What are the main points of dependency theory?
(1)the third world has a lack of control. There is a dependent relationship between the North and the South. The rich are dependent upon the poor.
(2)the situation is unfair, there should be more of an equitable distribution of resources.
(3)it is the product of the third world itself - underdevelopment is a process, not just a failure to develop, it is an active process of impoverishment.
(4)the third world is not primitive/unchanged. They have been formed by the rich countries.

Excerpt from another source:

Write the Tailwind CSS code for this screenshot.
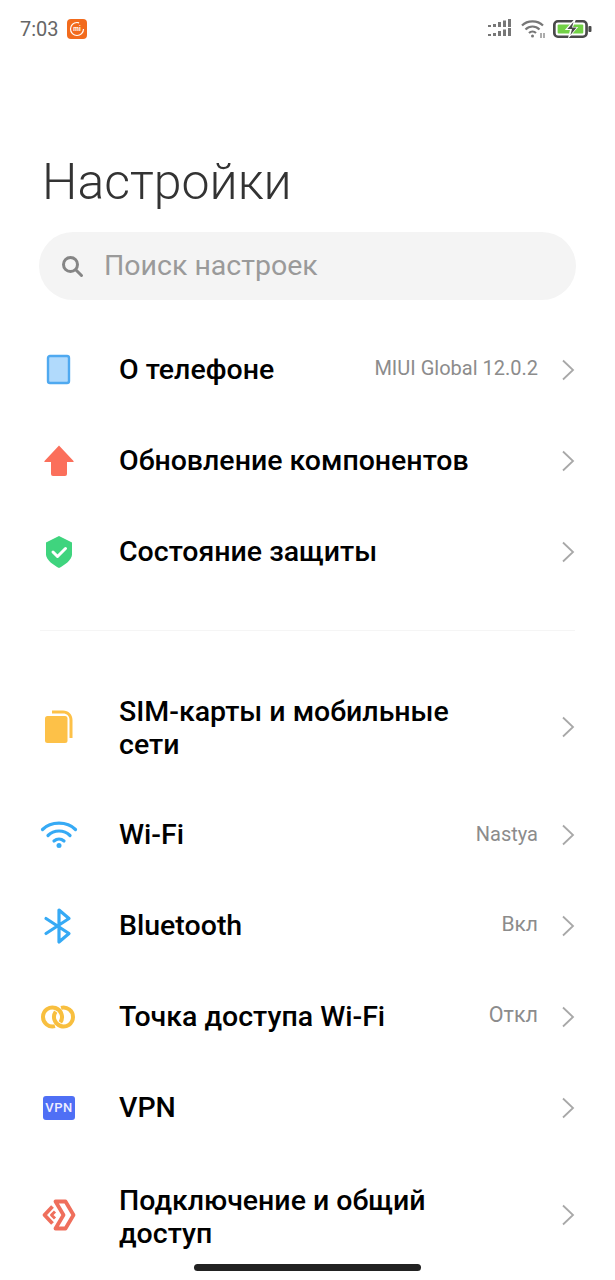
<!DOCTYPE html>
<html lang="ru">
<head>
<meta charset="utf-8">
<script src="https://cdn.jsdelivr.net/npm/@tailwindcss/browser@4"></script>
</head>
<body class="bg-white">
<div class="relative w-[615px] h-[1280px] overflow-hidden bg-white font-['Roboto',sans-serif] text-black">
  <!-- status bar -->
  <div class="h-[58px] flex items-center justify-between pl-[20px] pr-[23px]">
    <div class="flex items-center gap-[8px]">
      <span class="text-[20px] leading-none text-[#666]">7:03</span>
      <svg width="20" height="20" viewBox="0 0 20 20"><rect width="20" height="20" rx="4" fill="#f26b1d"/><circle cx="10" cy="10" r="6.500" fill="none" stroke="#fff" stroke-width="1.200" stroke-dasharray="32 9"/><text x="10" y="12.200" text-anchor="middle" font-size="6.500" font-weight="700" fill="#fff" font-family="Roboto">mi</text></svg>
    </div>
    <div class="flex items-center gap-[8px]">
      <svg width="24" height="20" viewBox="0 0 24 20" fill="#777"><rect x="0" y="6" width="3" height="2"/><rect x="5" y="5" width="3" height="3"/><rect x="10" y="3" width="3" height="5"/><rect x="15" y="1.500" width="3" height="6.500"/><rect x="20" y="0" width="3" height="8"/><rect x="0" y="15" width="3" height="2"/><rect x="5" y="14" width="3" height="3"/><rect x="10" y="12" width="3" height="5"/><rect x="15" y="10.500" width="3" height="6.500"/><rect x="20" y="9" width="3" height="8"/></svg>
      <svg class="ml-[1px]" width="26" height="20" viewBox="0 0 26 20" fill="none" stroke="#777" stroke-width="2.200"><path d="M1 6.500C6.500 1 16.500 1 22 6.500"/><path d="M4.500 10.500C8.500 6.500 14.500 6.500 18.500 10.500"/><path d="M8 14C10 12 13 12 15 14"/><circle cx="11.500" cy="17" r="1.500" fill="#777" stroke="none"/><path d="M20 14v5M23 14v5" stroke-width="1.200"/></svg>
      <svg class="-ml-[2px]" width="39" height="20" viewBox="0 0 38 20" preserveAspectRatio="none"><rect x="1.300" y="2.300" width="31.400" height="15.400" rx="3.500" fill="#fff" stroke="#4a4a4a" stroke-width="2.600"/><rect x="4.500" y="5.500" width="25" height="9" rx="1" fill="#72d146"/><rect x="34.500" y="7" width="3" height="6" rx="1" fill="#4a4a4a"/><path d="M21 0L11.500 11h5l-2 9 10-12h-5l3-8z" fill="#fff"/><path d="M20 3l-6 7h4.500l-1.500 6 6-7.500h-4.500l1.500-5.500z" fill="#4a4a4a"/></svg>
    </div>
  </div>

  <h1 class="h-[174px] pl-[42px] pt-[95px] text-[50px] leading-[58px] font-light text-[#333]">Настройки</h1>

  <div class="mx-[39px] h-[68px] rounded-full bg-[#f4f4f4] flex items-center pl-[21px]">
    <svg width="24" height="24" viewBox="0 0 24 24" fill="none" stroke="#858585" stroke-width="3"><circle cx="10.500" cy="10.500" r="7"/><path d="M16 16l5.500 5.500" stroke-linecap="round"/></svg>
    <span class="ml-[20px] text-[28.5px] leading-none text-[#9a9a9a]">Поиск настроек</span>
  </div>

  <div class="mt-[24px]">
    <div class="h-[91px] pl-[40px] pr-[40px] flex items-center">
      <div class="w-[79px] flex-none"><svg width="38" height="38" viewBox="0 0 38 38"><rect x="8" y="5" width="21" height="27" rx="2" fill="#b1dafc" stroke="#4fa9f0" stroke-width="2.400"/></svg></div>
      <span class="flex-1 text-[28.5px] leading-[33px] font-medium">О телефоне</span>
      <span class="text-[20px] text-[#8c8c8c] mr-[23px] pb-[3px]">MIUI Global 12.0.2</span>
      <svg width="14" height="22" viewBox="0 0 14 22" fill="none" stroke="#a8a8a8" stroke-width="1.800"><path d="M2 1.500l10 9.500-10 9.500"/></svg>
    </div>
    <div class="h-[91px] pl-[40px] pr-[40px] flex items-center">
      <div class="w-[79px] flex-none"><svg width="38" height="38" viewBox="0 0 38 38"><path d="M19 3.500L33.500 19a.6.6 0 0 1-.5 1H27v12a2 2 0 0 1-2 2H13a2 2 0 0 1-2-2V20H5a.6.6 0 0 1-.5-1z" fill="#fb6f5b"/></svg></div>
      <span class="flex-1 text-[28.5px] leading-[33px] font-medium">Обновление компонентов</span>
      <svg width="14" height="22" viewBox="0 0 14 22" fill="none" stroke="#a8a8a8" stroke-width="1.800"><path d="M2 1.500l10 9.500-10 9.500"/></svg>
    </div>
    <div class="h-[91px] pl-[40px] pr-[40px] flex items-center">
      <div class="w-[79px] flex-none"><svg width="38" height="38" viewBox="0 0 38 38"><path d="M19 3l13 6.500v12c0 5.500-8 11-13 13.500C14 32.500 6 27 6 21.500v-12z" fill="#3fd47e"/><path d="M13 19l4.500 4.500 8-8" fill="none" stroke="#fff" stroke-width="3" stroke-linecap="round" stroke-linejoin="round"/></svg></div>
      <span class="flex-1 text-[28.5px] leading-[33px] font-medium">Состояние защиты</span>
      <svg width="14" height="22" viewBox="0 0 14 22" fill="none" stroke="#a8a8a8" stroke-width="1.800"><path d="M2 1.500l10 9.500-10 9.500"/></svg>
    </div>
  </div>

  <div class="mx-[40px] mt-[33px] h-px bg-[#f5f5f5]"></div>

  <div class="mt-[34px]">
    <div class="h-[124px] pl-[40px] pr-[40px] flex items-center">
      <div class="w-[79px] flex-none"><svg class="-mt-[3px]" width="38" height="38" viewBox="0 0 38 38"><path d="M12 3.500h11c5.500 0 9.500 4 9.500 9.500v18h-3V13c0-4-2.500-6.500-6.500-6.500H12z" fill="#fdc148"/><rect x="5" y="9" width="22.500" height="27" rx="2.500" fill="#fdc148"/></svg></div>
      <span class="flex-1 text-[28.5px] leading-[33px] font-medium pr-[70px] pt-[2px]">SIM-карты и мобильные сети</span>
      <svg width="14" height="22" viewBox="0 0 14 22" fill="none" stroke="#a8a8a8" stroke-width="1.800"><path d="M2 1.500l10 9.500-10 9.500"/></svg>
    </div>
    <div class="h-[91px] pl-[40px] pr-[40px] flex items-center">
      <div class="w-[79px] flex-none"><svg width="38" height="38" viewBox="0 0 38 38" fill="none" stroke="#36aaf5" stroke-width="3.200" stroke-linecap="round"><path d="M2.500 13.500C11 5 27 5 35.500 13.500"/><path d="M8 19.500C14 13.500 24 13.500 30 19.500"/><path d="M14 25C17 22.500 21 22.500 24 25"/><circle cx="19" cy="29.500" r="2.500" fill="#36aaf5" stroke="none"/></svg></div>
      <span class="flex-1 text-[28.5px] leading-[33px] font-medium">Wi-Fi</span>
      <span class="text-[20px] text-[#8c8c8c] mr-[23px] pb-[2px]">Nastya</span>
      <svg width="14" height="22" viewBox="0 0 14 22" fill="none" stroke="#a8a8a8" stroke-width="1.800"><path d="M2 1.500l10 9.500-10 9.500"/></svg>
    </div>
    <div class="h-[91px] pl-[40px] pr-[40px] flex items-center">
      <div class="w-[79px] flex-none"><svg width="38" height="38" viewBox="0 0 38 38" fill="none" stroke="#36aaf5" stroke-width="3.200" stroke-linejoin="round" stroke-linecap="round"><path d="M6 11.500L29 26.500 19 35V3l10 8.500L6 26.500"/></svg></div>
      <span class="flex-1 text-[28.5px] leading-[33px] font-medium">Bluetooth</span>
      <span class="text-[21px] text-[#8c8c8c] mr-[23px] pb-[1px]">Вкл</span>
      <svg width="14" height="22" viewBox="0 0 14 22" fill="none" stroke="#a8a8a8" stroke-width="1.800"><path d="M2 1.500l10 9.500-10 9.500"/></svg>
    </div>
    <div class="h-[91px] pl-[40px] pr-[40px] flex items-center">
      <div class="w-[79px] flex-none"><svg width="38" height="38" viewBox="0 0 38 38" fill="none" stroke="#f8bf3f" stroke-width="4"><path d="M14.960 28.180A9.500 9.500 0 1 1 20.280 24.450"/><path d="M21.040 9.820A9.500 9.500 0 1 1 15.720 13.550"/></svg></div>
      <span class="flex-1 text-[28.5px] leading-[33px] font-medium">Точка доступа Wi-Fi</span>
      <span class="text-[21.5px] text-[#8c8c8c] mr-[23px] pb-[2px]">Откл</span>
      <svg width="14" height="22" viewBox="0 0 14 22" fill="none" stroke="#a8a8a8" stroke-width="1.800"><path d="M2 1.500l10 9.500-10 9.500"/></svg>
    </div>
    <div class="h-[91px] pl-[40px] pr-[40px] flex items-center">
      <div class="w-[79px] flex-none"><div class="ml-[3px] w-[32px] h-[24px] rounded-[3px] bg-[#4f6ff5] text-[#eef] text-[13px] font-medium flex items-center justify-center tracking-[0.5px]">VPN</div></div>
      <span class="flex-1 text-[28.5px] leading-[33px] font-medium">VPN</span>
      <svg width="14" height="22" viewBox="0 0 14 22" fill="none" stroke="#a8a8a8" stroke-width="1.800"><path d="M2 1.500l10 9.500-10 9.500"/></svg>
    </div>
    <div class="h-[124px] pl-[40px] pr-[40px] flex items-center">
      <div class="w-[79px] flex-none"><svg width="38" height="38" viewBox="0 0 38 38" fill="none" stroke="#ef6f5c" stroke-width="3.800" stroke-linejoin="round"><path d="M12.500 10.500L4.500 19l8 8.500"/><path d="M15 15.500L11.500 19l3.500 3.500" stroke-width="3"/><path d="M15.500 5.500h10L33.500 19l-8 13.500h-10L23.500 19z"/></svg></div>
      <span class="flex-1 text-[28.5px] leading-[33px] font-medium pr-[70px] pt-[4px]">Подключение и общий доступ</span>
      <svg width="14" height="22" viewBox="0 0 14 22" fill="none" stroke="#a8a8a8" stroke-width="1.800"><path d="M2 1.500l10 9.500-10 9.500"/></svg>
    </div>
  </div>

  <div class="absolute left-[194px] top-[1264px] w-[227px] h-[7px] rounded-full bg-[#222]"></div>
</div>
</body>
</html>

Neo-colonial capitalist dominantion exists which makes the third world dependent on the industrial world.
(5)the industrializatino of the third world is too weak and incapable of leading to real improvement.
(6)unequal exchange occurs where the third world is seen giving up much more than it can get, in international trading markets.
What does Andre Gunder Frank believe?
the third world is not traditional, it has been shaped by first world colonialism in taking their resources. He explains the relationship between the 2 worlds in terms of metropolis's and satellites: the economic surplus which is generated by teh satellite countries is taken by the metropolis. His solution is greater autonomy for the third world and possible regional cooperation becasue progress is seen when the ties to the first world are weak.
What are Prebisch's arguments?
primary product producers suffer from an unequal exchange: while their resources remain cheap, the products that are developed from them rise in price. Latin America must then industrialize - however the industries become capital intensive rather than labor intensive which creates unemployment becasue there isn't a need for labor. It then hurts labor intensive local companies. New industries are most likely to be owned be first world elites meaning that profits are sent back to the first world rather than reinvested in local labor.
What does Dos Santos argue?
there are three periods of dependence:
(1)colonial dependence: europeans maintain trade monopoly over their colonies.
(2)financial-industrial dependence: the dominantion of big capital in the hegemonic centers and its expansion abroad through investment in teh production of raw materials. A productive structure grew up in the dependent countries devoted to the export of these products.
(3)post-war dependence: dependence based on MNCs which began to invest in industries geared to the internal market of underdeveloped countries.
Each of these forms of dependence corresponds to a situation whcih conditioned not only the international relations of these countries but also their internal structures.